資産運用立国と顧客の立場に立ったアドバイザーが金融相談ビジネスにもたらす可能性について








◇資産運用立国の概要

 日本政府は、家計金融資産の半分以上を占める現預金が投資に向かい、企業価値向上の恩恵が家計に還元されることで、更なる投資や消費に繋がる成長と分配の好循環を実現することが重要であるとしています。
 そこで、政府は、家計に向けた取組、金融商品の販売会社等に向けた取組、企業や金融・資本市場に向けた取組を推進し、資産運用業の改革、アセットオーナーシップの改革、成長資金の供給と運用対象の多様化、スチュワード活動の実質化、対外情報発信・コミュニケーションの強化を柱とする資産運用立国実現プランを策定しています。
 この資産運用立国のプランの中で、投資助言・代理業やIFA(金融商品仲介業)に特に関連が深いのは、家計に向けた取組の具体化ですが、この取組では、①NISAの抜本的拡充・恒久化(2024年1月から開始)、②顧客の立場に立ったアドバイザーの普及・促進に向けた検討、③金融経済教育の充実の三つの施策が進められています。
 ①については、予定通り2024年1月から新NISA制度が開始され、②、③については、具体的な担い手として期待される認定アドバイザーの認定を担う予定の2024年4月に金融経済教育推進機構が設立され、同機構は、2024年8月から本格始動する予定です。

◇顧客の立場に立ったアドバイザーの普及・促進がもたらすビジネス上のチャンスについて

 資産運用立国において、政府が顧客の立場に立ったアドバイザーの普及・促進に向けた検討を行っていることを受け、投資助言・代理業者とIFA(金融商品仲介業者)には、次のようなビジネス上のチャンスがもたらされると思われます。

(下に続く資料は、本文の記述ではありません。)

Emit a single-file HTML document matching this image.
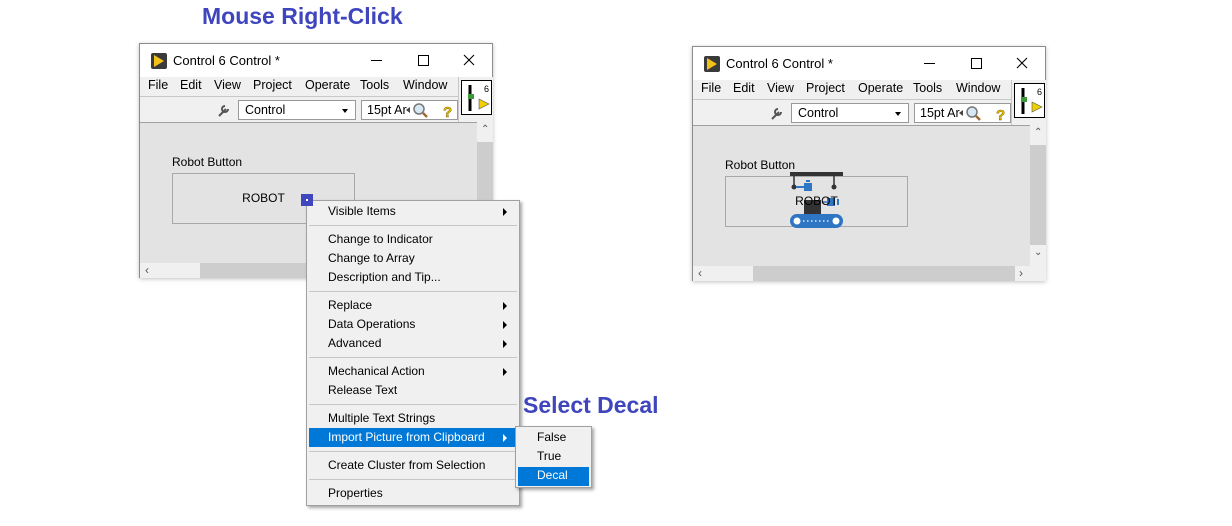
<!DOCTYPE html>
<html><head><meta charset="utf-8"><style>
*{box-sizing:border-box;margin:0;padding:0}
body{width:1232px;height:526px;background:#fff;position:relative;overflow:hidden;font-family:"Liberation Sans",Arial,sans-serif;font-size:12px;color:#000}
.a{position:absolute}
.h{font-weight:bold;font-size:23px;color:#3f46bd;letter-spacing:0}
.win{position:absolute;width:354px;height:235px;border:1px solid #8c8c8c;background:#fff;box-shadow:0 1px 4px rgba(0,0,0,.25)}
.win .t{position:absolute;top:0;left:0;right:0;height:33px;background:#fff}
.win .mb{position:absolute;top:33px;left:0;width:318px;height:20px;background:#f0f0f0;border-bottom:1px solid #c8c8c8}
.win .tb{position:absolute;top:53px;left:0;width:318px;height:25px;background:#f0f0f0}
.win .rp{position:absolute;top:33px;left:318px;width:35px;height:45px;background:#f0f0f0;border-left:1px solid #c8c8c8}
.win .ct{position:absolute;top:78px;left:0;width:337px;height:141px;background:#e3e3e3;border-top:1px solid #a0a0a0}
.win .vs{position:absolute;top:78px;left:337px;width:16px;height:141px;background:#f0f0f0}
.win .hs{position:absolute;top:219px;left:0;width:337px;height:15px;background:#f0f0f0}
.m{position:absolute;top:1px;font-size:12.5px}
.menu{position:absolute;background:#f0f0f0;border:1px solid #a0a0a0;box-shadow:2px 2px 3px rgba(0,0,0,.35)}
.it{position:absolute;left:21px;font-size:12px;line-height:19px}
.sep{position:absolute;left:2px;right:2px;height:1px;background:#c6c6c6}
.ar{position:absolute;width:0;height:0;border-top:4px solid transparent;border-bottom:4px solid transparent;border-left:4px solid #000}
</style></head><body>
<div class="a h" style="left:202px;top:3px">Mouse Right-Click</div>
<div class="a h" style="left:523px;top:392px">Select Decal</div>

<div class="win" style="left:139px;top:43px">
 <div class="t">
  <div class="a" style="left:11px;top:9px;width:16px;height:16px;background:#3a3a3a;border-radius:2px"></div>
  <div class="a" style="left:14px;top:11px;width:0;height:0;border-top:6px solid transparent;border-bottom:6px solid transparent;border-left:10px solid #f2c21b"></div>
  <div class="a" style="left:33px;top:9px;font-size:13px">Control 6 Control *</div>
  <div class="a" style="left:231px;top:16px;width:11px;height:1px;background:#000"></div>
  <div class="a" style="left:278px;top:11px;width:11px;height:11px;border:1px solid #000"></div>
  <svg class="a" style="left:323px;top:10px" width="12" height="12"><path d="M1 1L11 11M11 1L1 11" stroke="#000" stroke-width="1.1"/></svg>
 </div>
 <div class="mb">
  <span class="m" style="left:8px">File</span><span class="m" style="left:40px">Edit</span><span class="m" style="left:74px">View</span><span class="m" style="left:113px">Project</span><span class="m" style="left:165px">Operate</span><span class="m" style="left:220px">Tools</span><span class="m" style="left:263px">Window</span>
 </div>
 <div class="tb">
  <svg class="a" style="left:76px;top:5px" width="16" height="16"><path d="M3 14L10 7M9 4a3 3 0 1 0 3 3" stroke="#555" stroke-width="2" fill="none"/></svg>
  <div class="a" style="left:98px;top:3px;width:118px;height:20px;background:#fff;border:1px solid #999"><span class="a" style="left:6px;top:2px;font-size:12.5px">Control</span><div class="a" style="left:103px;top:8px;border-left:3px solid transparent;border-right:3px solid transparent;border-top:4px solid #000"></div></div>
  <div class="a" style="left:221px;top:3px;width:97px;height:20px;background:#fff;border:1px solid #999"><span class="a" style="left:5px;top:2px;font-size:12.5px">15pt Ar</span>
   <svg class="a" style="left:42px;top:1px" width="50" height="18"><path d="M2 8l4-3v6z" fill="#444"/><circle cx="15" cy="7" r="5" fill="#d7e8f5" stroke="#777" stroke-width="1.5"/><path d="M19 11l4 4" stroke="#a06a30" stroke-width="2.5"/><text x="39" y="15" font-size="15" font-weight="bold" fill="#e8c800" stroke="#806000" stroke-width=".5" font-family="Liberation Sans">?</text></svg></div>
 </div>
 <div class="rp"><div class="a" style="left:2px;top:3px;width:31px;height:35px;background:#fff;border:1px solid #000">
  <svg width="30" height="34"><path d="M8 4v26" stroke="#000" stroke-width="3"/><rect x="6" y="13" width="6" height="5" fill="#3a9a3a"/><text x="22" y="11" font-size="9" font-family="Liberation Sans">6</text><path d="M17 18v10l10-5z" fill="#f0d000" stroke="#555" stroke-width=".6"/></svg></div></div>
 <div class="ct">
  <div class="a" style="left:32px;top:32px;font-size:12px">Robot Button</div>
  <div class="a" style="left:32px;top:50px;width:183px;height:51px;border:1px solid #a8a8a8"></div>
  <div class="a" style="left:32px;top:68px;width:183px;text-align:center;font-size:12px">ROBOT</div>
 </div>
 <div class="vs"><div class="a" style="left:0;top:20px;width:16px;height:100px;background:#cdcdcd"></div><span class="a" style="left:4px;top:2px;font-size:10px;color:#555">&#8963;</span></div>
 <div class="hs"><div class="a" style="left:60px;top:0;width:240px;height:15px;background:#cdcdcd"></div><span class="a" style="left:5px;top:0px;font-size:12px;color:#555">&lsaquo;</span></div>
</div>

<div class="win" style="left:692px;top:46px">
 <div class="t">
  <div class="a" style="left:11px;top:9px;width:16px;height:16px;background:#3a3a3a;border-radius:2px"></div>
  <div class="a" style="left:14px;top:11px;width:0;height:0;border-top:6px solid transparent;border-bottom:6px solid transparent;border-left:10px solid #f2c21b"></div>
  <div class="a" style="left:33px;top:9px;font-size:13px">Control 6 Control *</div>
  <div class="a" style="left:231px;top:16px;width:11px;height:1px;background:#000"></div>
  <div class="a" style="left:278px;top:11px;width:11px;height:11px;border:1px solid #000"></div>
  <svg class="a" style="left:323px;top:10px" width="12" height="12"><path d="M1 1L11 11M11 1L1 11" stroke="#000" stroke-width="1.1"/></svg>
 </div>
 <div class="mb">
  <span class="m" style="left:8px">File</span><span class="m" style="left:40px">Edit</span><span class="m" style="left:74px">View</span><span class="m" style="left:113px">Project</span><span class="m" style="left:165px">Operate</span><span class="m" style="left:220px">Tools</span><span class="m" style="left:263px">Window</span>
 </div>
 <div class="tb">
  <svg class="a" style="left:76px;top:5px" width="16" height="16"><path d="M3 14L10 7M9 4a3 3 0 1 0 3 3" stroke="#555" stroke-width="2" fill="none"/></svg>
  <div class="a" style="left:98px;top:3px;width:118px;height:20px;background:#fff;border:1px solid #999"><span class="a" style="left:6px;top:2px;font-size:12.5px">Control</span><div class="a" style="left:103px;top:8px;border-left:3px solid transparent;border-right:3px solid transparent;border-top:4px solid #000"></div></div>
  <div class="a" style="left:221px;top:3px;width:97px;height:20px;background:#fff;border:1px solid #999"><span class="a" style="left:5px;top:2px;font-size:12.5px">15pt Ar</span>
   <svg class="a" style="left:42px;top:1px" width="50" height="18"><path d="M2 8l4-3v6z" fill="#444"/><circle cx="15" cy="7" r="5" fill="#d7e8f5" stroke="#777" stroke-width="1.5"/><path d="M19 11l4 4" stroke="#a06a30" stroke-width="2.5"/><text x="39" y="15" font-size="15" font-weight="bold" fill="#e8c800" stroke="#806000" stroke-width=".5" font-family="Liberation Sans">?</text></svg></div>
 </div>
 <div class="rp"><div class="a" style="left:2px;top:3px;width:31px;height:35px;background:#fff;border:1px solid #000">
  <svg width="30" height="34"><path d="M8 4v26" stroke="#000" stroke-width="3"/><rect x="6" y="13" width="6" height="5" fill="#3a9a3a"/><text x="22" y="11" font-size="9" font-family="Liberation Sans">6</text><path d="M17 18v10l10-5z" fill="#f0d000" stroke="#555" stroke-width=".6"/></svg></div></div>
 <div class="ct">
  <div class="a" style="left:32px;top:32px;font-size:12px">Robot Button</div>
  <div class="a" style="left:32px;top:50px;width:183px;height:51px;border:1px solid #a8a8a8"></div>
  <svg class="a" style="left:96px;top:46px" width="56" height="58">
   <rect x="1" y="0" width="53" height="4" fill="#333"/>
   <path d="M5 4v11M45 4v11" stroke="#333" stroke-width="1.5"/>
   <circle cx="5" cy="15" r="2.5" fill="#333"/><circle cx="45" cy="15" r="2.5" fill="#333"/>
   <path d="M7 15h8" stroke="#2e75c4" stroke-width="2"/><path d="M15 11h8v8h-8z" fill="#2e75c4"/><rect x="17" y="8" width="4" height="2" fill="#2e75c4"/>
   <rect x="38" y="26" width="8" height="8" fill="#2e75c4"/><rect x="48" y="27" width="2" height="6" fill="#2e75c4"/><path d="M33 30h5" stroke="#2e75c4" stroke-width="1.5"/>
   <rect x="15" y="28" width="17" height="14" fill="#333"/>
   <rect x="1" y="42" width="53" height="14" rx="7" fill="#2e75c4"/>
   <circle cx="8" cy="49" r="3.5" fill="#fff"/><circle cx="47" cy="49" r="3.5" fill="#fff"/>
   <path d="M14 49h28" stroke="#fff" stroke-width="1.3" stroke-dasharray="1.5 2.5"/>
  </svg>
  <div class="a" style="left:32px;top:68px;width:183px;text-align:center;font-size:12px">ROBOT</div>
 </div>
 <div class="vs"><div class="a" style="left:0;top:20px;width:16px;height:100px;background:#cdcdcd"></div><span class="a" style="left:4px;top:2px;font-size:10px;color:#555">&#8963;</span><span class="a" style="left:4px;top:122px;font-size:10px;color:#555">&#8964;</span></div>
 <div class="hs" style="width:353px"><div class="a" style="left:60px;top:0;width:262px;height:15px;background:#cdcdcd"></div><span class="a" style="left:5px;top:0px;font-size:12px;color:#555">&lsaquo;</span><span class="a" style="left:326px;top:0px;font-size:12px;color:#555">&rsaquo;</span></div>
</div>

<div class="menu" style="left:306px;top:200px;width:214px;height:306px">
 <div class="it" style="top:1px">Visible Items</div><div class="ar" style="left:196px;top:7px"></div>
 <div class="sep" style="top:24px"></div>
 <div class="it" style="top:29px">Change to Indicator</div>
 <div class="it" style="top:48px">Change to Array</div>
 <div class="it" style="top:67px">Description and Tip...</div>
 <div class="sep" style="top:90px"></div>
 <div class="it" style="top:95px">Replace</div><div class="ar" style="left:196px;top:101px"></div>
 <div class="it" style="top:114px">Data Operations</div><div class="ar" style="left:196px;top:120px"></div>
 <div class="it" style="top:133px">Advanced</div><div class="ar" style="left:196px;top:139px"></div>
 <div class="sep" style="top:156px"></div>
 <div class="it" style="top:161px">Mechanical Action</div><div class="ar" style="left:196px;top:167px"></div>
 <div class="it" style="top:180px">Release Text</div>
 <div class="sep" style="top:203px"></div>
 <div class="it" style="top:208px">Multiple Text Strings</div>
 <div class="a" style="left:2px;top:227px;width:208px;height:19px;background:#0078d7"></div>
 <div class="it" style="top:227px;color:#fff">Import Picture from Clipboard</div><div class="ar" style="left:196px;top:233px;border-left-color:#fff"></div>
 <div class="sep" style="top:250px"></div>
 <div class="it" style="top:255px">Create Cluster from Selection</div>
 <div class="sep" style="top:278px"></div>
 <div class="it" style="top:283px">Properties</div>
</div>

<div class="a" style="left:301px;top:194px;width:12px;height:12px;background:#3f46c0"><div class="a" style="left:5px;top:5px;width:2px;height:2px;background:#fff"></div></div>

<div class="menu" style="left:515px;top:426px;width:77px;height:62px">
 <div class="it" style="top:1px">False</div>
 <div class="it" style="top:20px">True</div>
 <div class="a" style="left:2px;top:40px;width:71px;height:19px;background:#0078d7"></div>
 <div class="it" style="top:39px;color:#fff">Decal</div>
</div>
</body></html>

①顧客の資産形成に関するアドバイスの需要が増加することで、投資助言・代理業やIFAに対する需要が高まる可能性がある。
②顧客の立場に立ったアドバイザーの普及・促進により、顧客の立場に立つことを意識して誠実に業務を行っている投資助言・代理業者やIFAが、この市場での競争力をより高める可能性がある。
③金融経済教育の充実が掲げられていることから、この分野から潜在的な顧客への接触を図る機会が拡大すると考えられ、営業のチャンスも増大することが期待できる。

 以上のようなビジネス上のチャンスがもたらされることで、投資助言・代理業者やIFAは、顧客の資産形成により積極的に貢献することが期待される一方で、前述の認定アドバイザー制度の創設によって、資産形成に関するアドバイザー間の競争の激化も予想されることから、投資助言・代理業者とIFA(金融商品仲介業者)もより顧客の立場に立ったアドバイスの提供が求められるようになると予想されます。